### [Your instructions]
Only the lines from the start of the data through the line with "import React from" belong in the copy. Restate them word for word, minus the pictures.

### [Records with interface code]
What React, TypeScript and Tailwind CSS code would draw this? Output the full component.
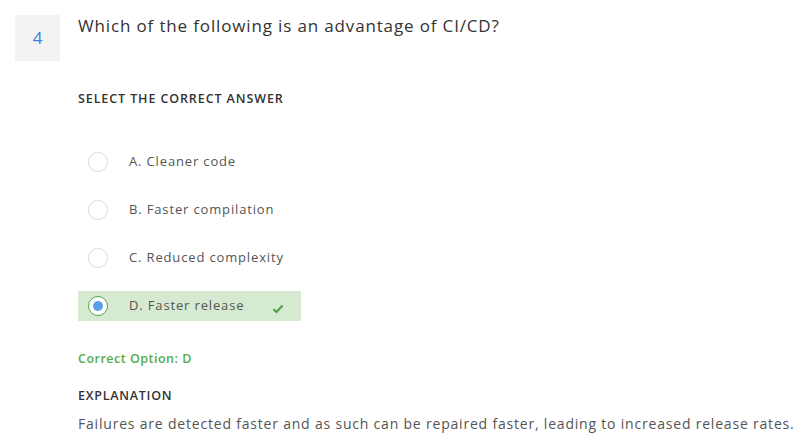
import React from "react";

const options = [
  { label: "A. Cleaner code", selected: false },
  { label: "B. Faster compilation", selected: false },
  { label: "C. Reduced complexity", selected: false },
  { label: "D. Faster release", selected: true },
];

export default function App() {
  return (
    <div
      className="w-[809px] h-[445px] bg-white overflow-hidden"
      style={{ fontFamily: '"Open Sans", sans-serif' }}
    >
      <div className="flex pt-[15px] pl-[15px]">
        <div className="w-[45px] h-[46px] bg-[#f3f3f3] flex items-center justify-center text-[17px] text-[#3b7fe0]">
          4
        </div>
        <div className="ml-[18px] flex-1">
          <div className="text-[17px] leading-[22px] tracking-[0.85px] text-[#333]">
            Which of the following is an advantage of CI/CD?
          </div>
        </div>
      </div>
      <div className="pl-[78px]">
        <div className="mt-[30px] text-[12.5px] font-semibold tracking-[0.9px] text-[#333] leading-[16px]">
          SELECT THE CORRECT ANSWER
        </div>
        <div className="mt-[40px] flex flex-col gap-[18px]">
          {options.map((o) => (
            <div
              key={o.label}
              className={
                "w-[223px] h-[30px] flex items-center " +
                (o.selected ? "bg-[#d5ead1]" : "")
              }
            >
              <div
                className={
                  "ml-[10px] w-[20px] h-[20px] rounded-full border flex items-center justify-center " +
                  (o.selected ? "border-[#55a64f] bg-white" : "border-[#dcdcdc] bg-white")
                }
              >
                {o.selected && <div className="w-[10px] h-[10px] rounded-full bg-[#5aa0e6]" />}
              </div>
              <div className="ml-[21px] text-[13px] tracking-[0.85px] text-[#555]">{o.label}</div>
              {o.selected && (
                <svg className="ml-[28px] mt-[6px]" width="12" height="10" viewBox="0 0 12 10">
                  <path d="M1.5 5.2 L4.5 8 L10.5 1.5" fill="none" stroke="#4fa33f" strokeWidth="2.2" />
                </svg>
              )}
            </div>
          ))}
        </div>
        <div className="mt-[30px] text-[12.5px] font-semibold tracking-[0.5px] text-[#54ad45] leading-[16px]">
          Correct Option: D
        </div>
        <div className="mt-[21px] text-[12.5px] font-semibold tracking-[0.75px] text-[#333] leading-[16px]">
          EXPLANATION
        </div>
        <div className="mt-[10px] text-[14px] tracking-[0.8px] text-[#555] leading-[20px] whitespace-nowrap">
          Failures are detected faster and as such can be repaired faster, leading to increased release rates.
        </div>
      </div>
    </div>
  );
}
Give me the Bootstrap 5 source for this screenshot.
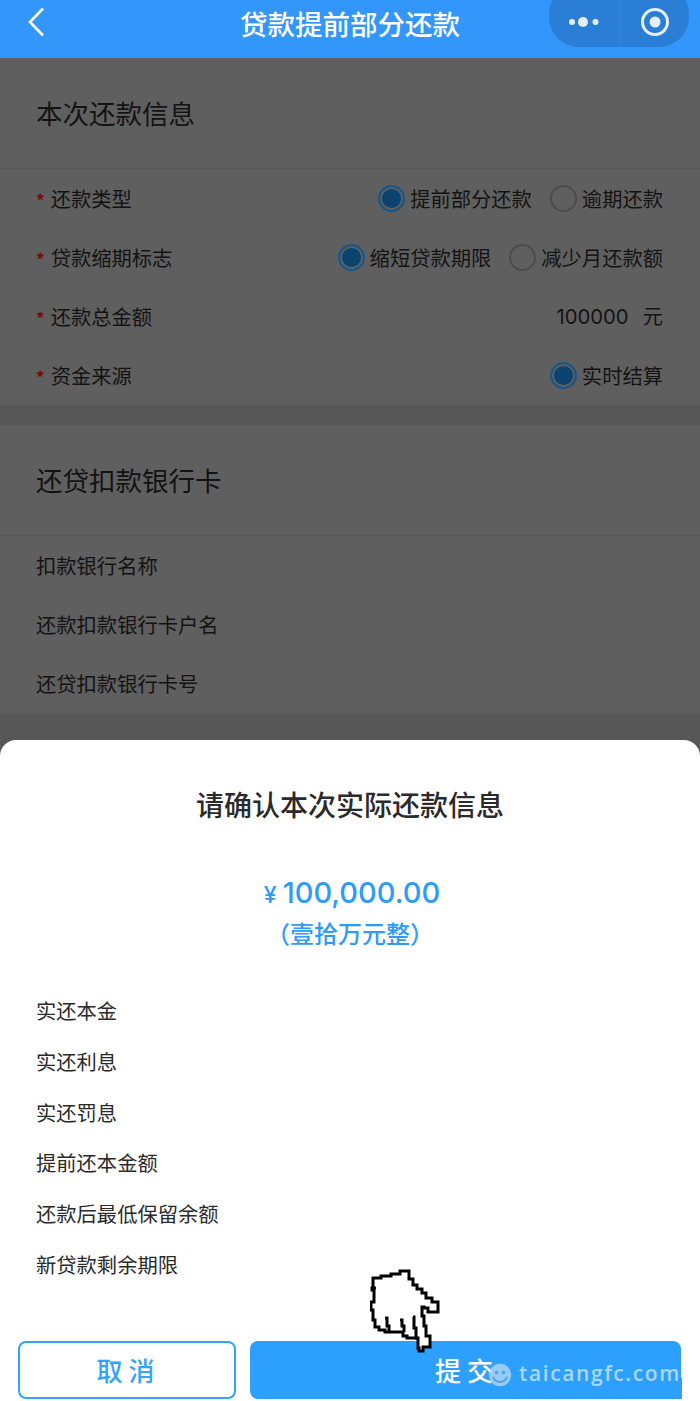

### [The completed task]
What React, TypeScript and Tailwind CSS code would draw this? Output the full component.
import React from "react";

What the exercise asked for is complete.